Fact checkers don’t exist in every level of the media. While most magazines employ fact checkers, newspapers and book publishers do not. Journalists working for a daily paper must fact check their own work and then rely on their editor, hopefully, to catch any errors. This doesn’t of course, always happen. Book publishers also don’t have research departments and they rely on authors to present factual accounts of their works.
While both newspapers and book publishers are very vigilant about libel, they don’t spend the money, or allow for the extra time, it would take to fact check what they publish.
Fact Checking Scandals
One of the biggest scandals to highlight the fact that book publishers do not fact check was what happened with James Frey and his drug addiction memoir, A Million Little Pieces.
A memoir is, by definition, factual: It’s a non-fiction account of someone’s life story. While the tag insinuates that the facts are informed by memory, the work should not significantly mutate or alter the timeline or events in a person’s life. Published in 2003, the book was a huge hit for publisher Doubleday (an imprint of Random House) and really took off after being selected for Oprah’s bookclub. Then, in 2006, tabloid website thesmokinggun.com released a report that Frey had made up huge chunks of his story, exaggerating his criminal record and the depravity to which he sank during his years as an addict.
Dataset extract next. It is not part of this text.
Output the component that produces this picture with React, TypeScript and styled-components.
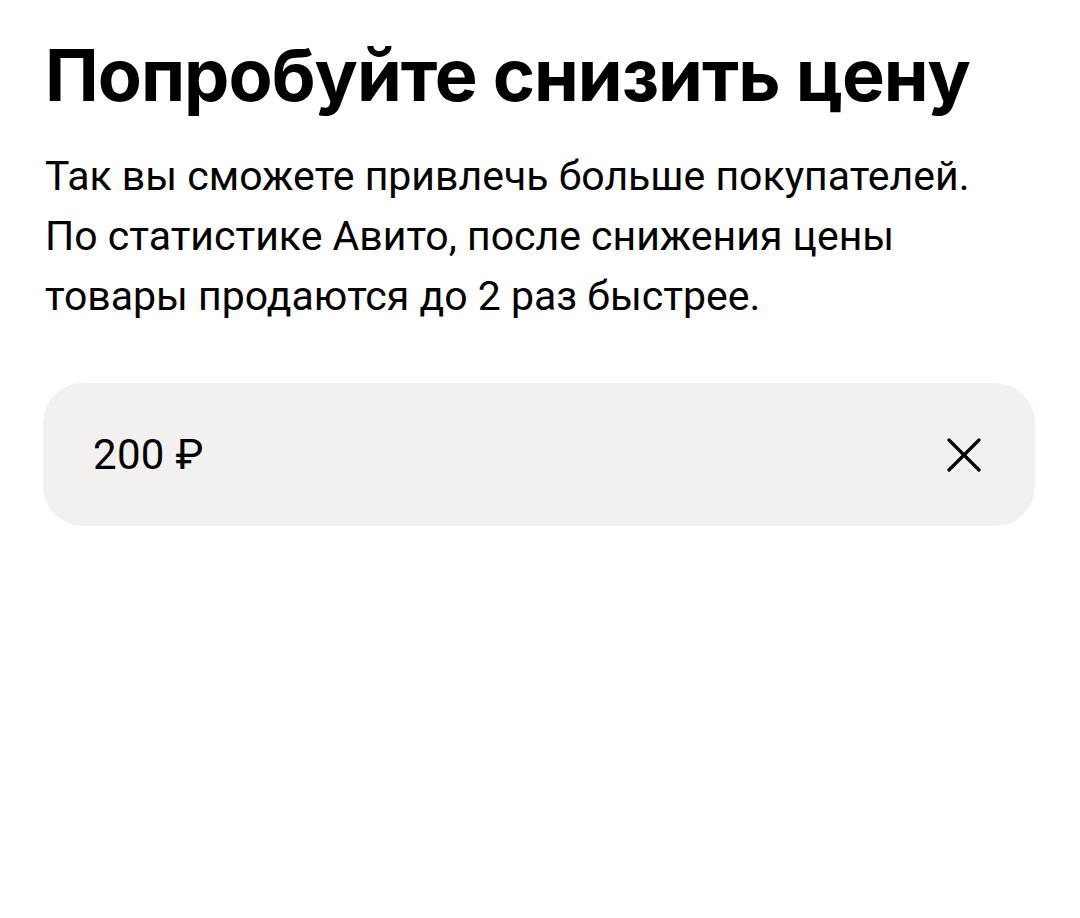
import React from "react";
import styled, { createGlobalStyle } from "styled-components";

const GlobalStyle = createGlobalStyle`
 html, body {
  margin: 0;
  padding: 0;
  background: #ffffff;
 }
 body {
  font-family: Inter, "Noto Sans", "Liberation Sans", sans-serif;
  color: #000000;
 }
`;

const Page = styled.main`
 display: flex;
 flex-direction: column;
 padding: 33px 45px 0 43px;
 width: 1080px;
 box-sizing: border-box;
`;

const Title = styled.h1`
 margin: 0 0 0 2px;
 font-size: 72px;
 line-height: 84px;
 font-weight: 700;
 letter-spacing: -1px;
`;

const Lead = styled.p`
 margin: 29px 0 0 2px;
 font-family: Roboto, "Liberation Sans", sans-serif;
 font-size: 41px;
 line-height: 60px;
 font-weight: 400;
 letter-spacing: 0;
 color: #000000;
`;

const Field = styled.div`
 margin-top: 57px;
 height: 143px;
 width: 992px;
 display: flex;
 align-items: center;
 justify-content: space-between;
 padding: 0 54px 0 50px;
 box-sizing: border-box;
 background: #f2f1f0;
 border-radius: 40px;
`;

const Value = styled.span`
 font-family: Roboto, "Liberation Sans", sans-serif;
 font-size: 42px;
 font-weight: 400;
 letter-spacing: 0.3px;
`;

const ClearButton = styled.button`
 border: 0;
 background: transparent;
 padding: 0;
 width: 34px;
 height: 34px;
 display: flex;
 align-items: center;
 justify-content: center;
 cursor: pointer;
`;

const App: React.FC = () => (
 <>
  <GlobalStyle />
  <Page>
   <Title>Попробуйте снизить цену</Title>
   <Lead>
    Так вы сможете привлечь больше покупателей.
    <br />
    По статистике Авито, после снижения цены
    <br />
    товары продаются до 2 раз быстрее.
   </Lead>
   <Field>
    <Value>200 ₽</Value>
    <ClearButton aria-label="Очистить">
     <svg width="34" height="34" viewBox="0 0 34 34" fill="none">
      <path
       d="M2 2L32 32M32 2L2 32"
       stroke="#000"
       strokeWidth="3.2"
       strokeLinecap="round"
      />
     </svg>
    </ClearButton>
   </Field>
  </Page>
 </>
);

export default App;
The story blew up and left many in the media questioning why book publishers do not fact check their books.
Stories like this one in the Wall Street Journal surfaced addressing that very question.
Other scandals which have surfaced, that touch on fact checking more indirectly, deal with reporters fabricating sources. Famously Stephen Glass at The New Republic and Jayson Blair at The New York Times are two reporters who were both at the center of scandals in which they made up sources and quotes.
Interestingly, in this season of the HBO show The Wire -- the show is set in Baltimore and the focus of this season is the media -- that very thing is being dramatized. (The show involves a plot in which a reporter is beginning to fabricate quotes in order to get better stories.)